Vicky Christina Barcelona.

As expected odd movie...geez you wouldn't want to mess with Penelope Cruz....angry woman!
 
I didn't like Vicky Cristina Barcelona much. I felt the narration, while needed, was over the top and just annoying in parts. I don't know, it just felt slightly pretentious to me. I'm not really a Woody fan anyway. Penelope Cruz was really great though, I hope she's nominated for an Oscar for her performance.
 
I always thought it was an odd title, but it works I guess.

Se7en
It's so good. The last 10 minutes is basically the best thing to ever be put on film, apart from Brad Pitt's hammy acting. Brilliant twist, mostly brilliant acting, brilliant direction. I'd give it 5 stars, Margaret.
 
"The Curious Case of Benjamin Button"

7/10. I really like period pieces from the first half of last century. The narrative starts on Armistace day 1918 and works forward to the early 1980s - and good characters and acting, and Brad Pit as firstly an old man, and later on a 15 year old boy, was kind of funny. But as you can tell from that, it loses points for its predicitability.

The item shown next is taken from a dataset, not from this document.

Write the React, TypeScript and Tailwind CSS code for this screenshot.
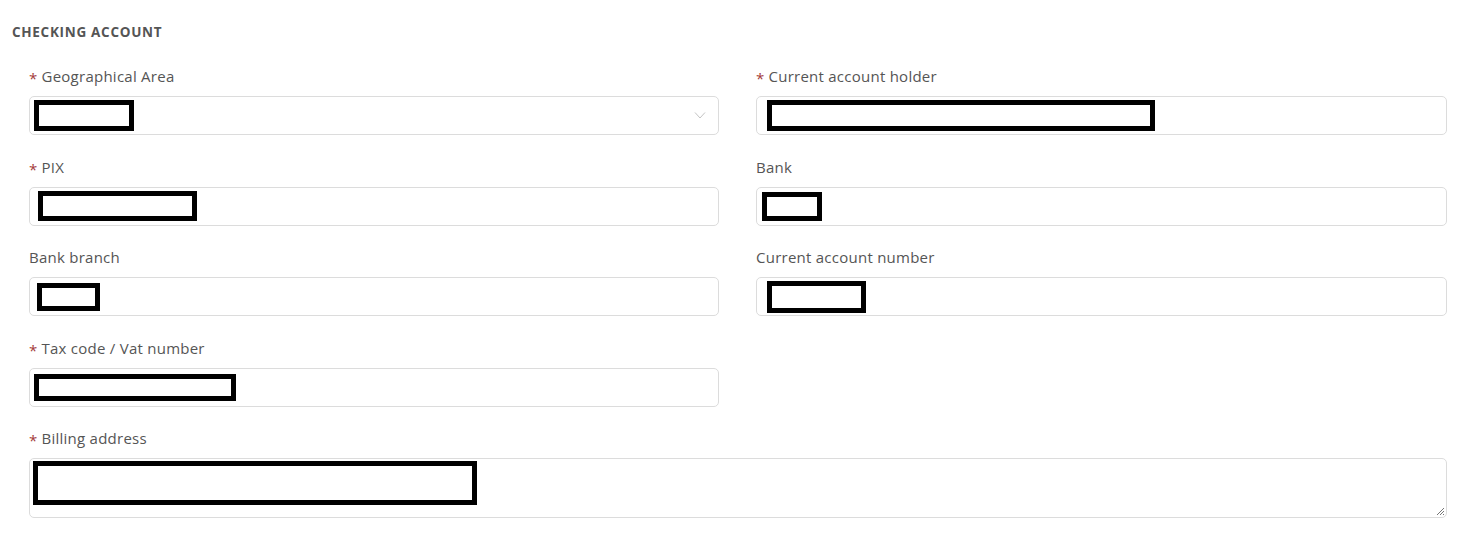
import React from 'react';

type Field = {
  label: string;
  required?: boolean;
  box: { ml: string; w: string; h: string };
  select?: boolean;
};

const rows: [Field, Field | null][] = [
  [
    { label: 'Geographical Area', required: true, select: true, box: { ml: 'ml-[4px]', w: 'w-[100px]', h: 'h-[31px]' } },
    { label: 'Current account holder', required: true, box: { ml: 'ml-[10px]', w: 'w-[388px]', h: 'h-[31px]' } },
  ],
  [
    { label: 'PIX', required: true, box: { ml: 'ml-[8px]', w: 'w-[159px]', h: 'h-[30px]' } },
    { label: 'Bank', box: { ml: 'ml-[5px]', w: 'w-[60px]', h: 'h-[29px]' } },
  ],
  [
    { label: 'Bank branch', box: { ml: 'ml-[7px]', w: 'w-[63px]', h: 'h-[28px]' } },
    { label: 'Current account number', box: { ml: 'ml-[10px]', w: 'w-[99px]', h: 'h-[32px]' } },
  ],
  [
    { label: 'Tax code / Vat number', required: true, box: { ml: 'ml-[4px]', w: 'w-[202px]', h: 'h-[27px]' } },
    null,
  ],
];

function Label({ text, required }: { text: string; required?: boolean }) {
  return (
    <div className="flex items-center h-5 text-[15px] leading-5 tracking-[0.25px] text-[#555]">
      {required && <span className="text-[#a33a3a] mr-[4px] text-[15px] translate-y-[2px]">*</span>}
      <span>{text}</span>
    </div>
  );
}

function Input({ field }: { field: Field }) {
  return (
    <div className="mt-[10px] h-[39px] border border-[#dcdcdc] rounded-[5px] bg-white flex items-center relative">
      <div className={`${field.box.ml} ${field.box.w} ${field.box.h} border-[5px] border-black`} />
      {field.select && (
        <svg className="absolute right-[12px] top-[14px]" width="12" height="9" viewBox="0 0 12 9" fill="none">
          <path d="M1 1.5 L6 7 L11 1.5" stroke="#c4c4c4" strokeWidth="1" />
        </svg>
      )}
    </div>
  );
}

export default function App() {
  return (
    <div className="w-[1471px] h-[558px] bg-white font-['Open_Sans',sans-serif]">
      <div className="pt-[24px] pl-[12px]">
        <h2 className="text-[13.5px] leading-4 font-bold tracking-[0.7px] text-[#555]">CHECKING ACCOUNT</h2>
      </div>
      <div className="pl-[29px] pr-[24px] pt-[26px]">
        {rows.map((row, i) => (
          <div key={i} className="grid grid-cols-[690px_1fr] gap-x-[37px] mb-[21.5px]">
            {row.map((f, j) =>
              f ? (
                <div key={j}>
                  <Label text={f.label} required={f.required} />
                  <Input field={f} />
                </div>
              ) : (
                <div key={j} />
              )
            )}
          </div>
        ))}
        <div>
          <Label text="Billing address" required />
          <div className="mt-[10px] h-[60px] border border-[#dcdcdc] rounded-[5px] bg-white relative">
            <div className="mt-[2px] ml-[3px] w-[444px] h-[44px] border-[5px] border-black" />
            <svg className="absolute right-[1px] bottom-[1px]" width="10" height="10" viewBox="0 0 10 10">
              <path d="M9 2 L2 9 M9 5 L5 9 M9 8 L8 9" stroke="#777" strokeWidth="1" />
            </svg>
          </div>
        </div>
      </div>
    </div>
  );
}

On DVD - "The Last King of Scotland".

Not bad, Forrest Whittaker was awesome, and it was thankfully short. By the end of the film I was kind of rubbing my nipples - if you've seen the movie, you'll know why. Also, I'm glad the Israelis stormed Entebbi airport, Edi Amin deserved it. 7.5/10 :)
 
Also, when in NZ recently, the movie viewing capital of the world, I saw these DVDs:

"The Motorcyle Diaries". What can I say, I love this film, it's scenery, Argentina, its soundtrack, its humanity. 8.5/10, and the rest of the family hadn't seen it. My dad spent the first 10 minutes moaning about having to read subtitles (it's in Spanish of course), but ended up really liking the flick. Looking forward to the new film "Che" coming up, about the later phase of Che Gueverra's life.

"The Ruins". Don't bother. 90210 meets mysterious Mayan ruins in a South American jungle, with no explanation whatsoever why a strange creeper vine would want to grow onto and into human flesh. There was some ghoulish value in watching the vine growing inside people, but all in all 4/10 and that's probably generous.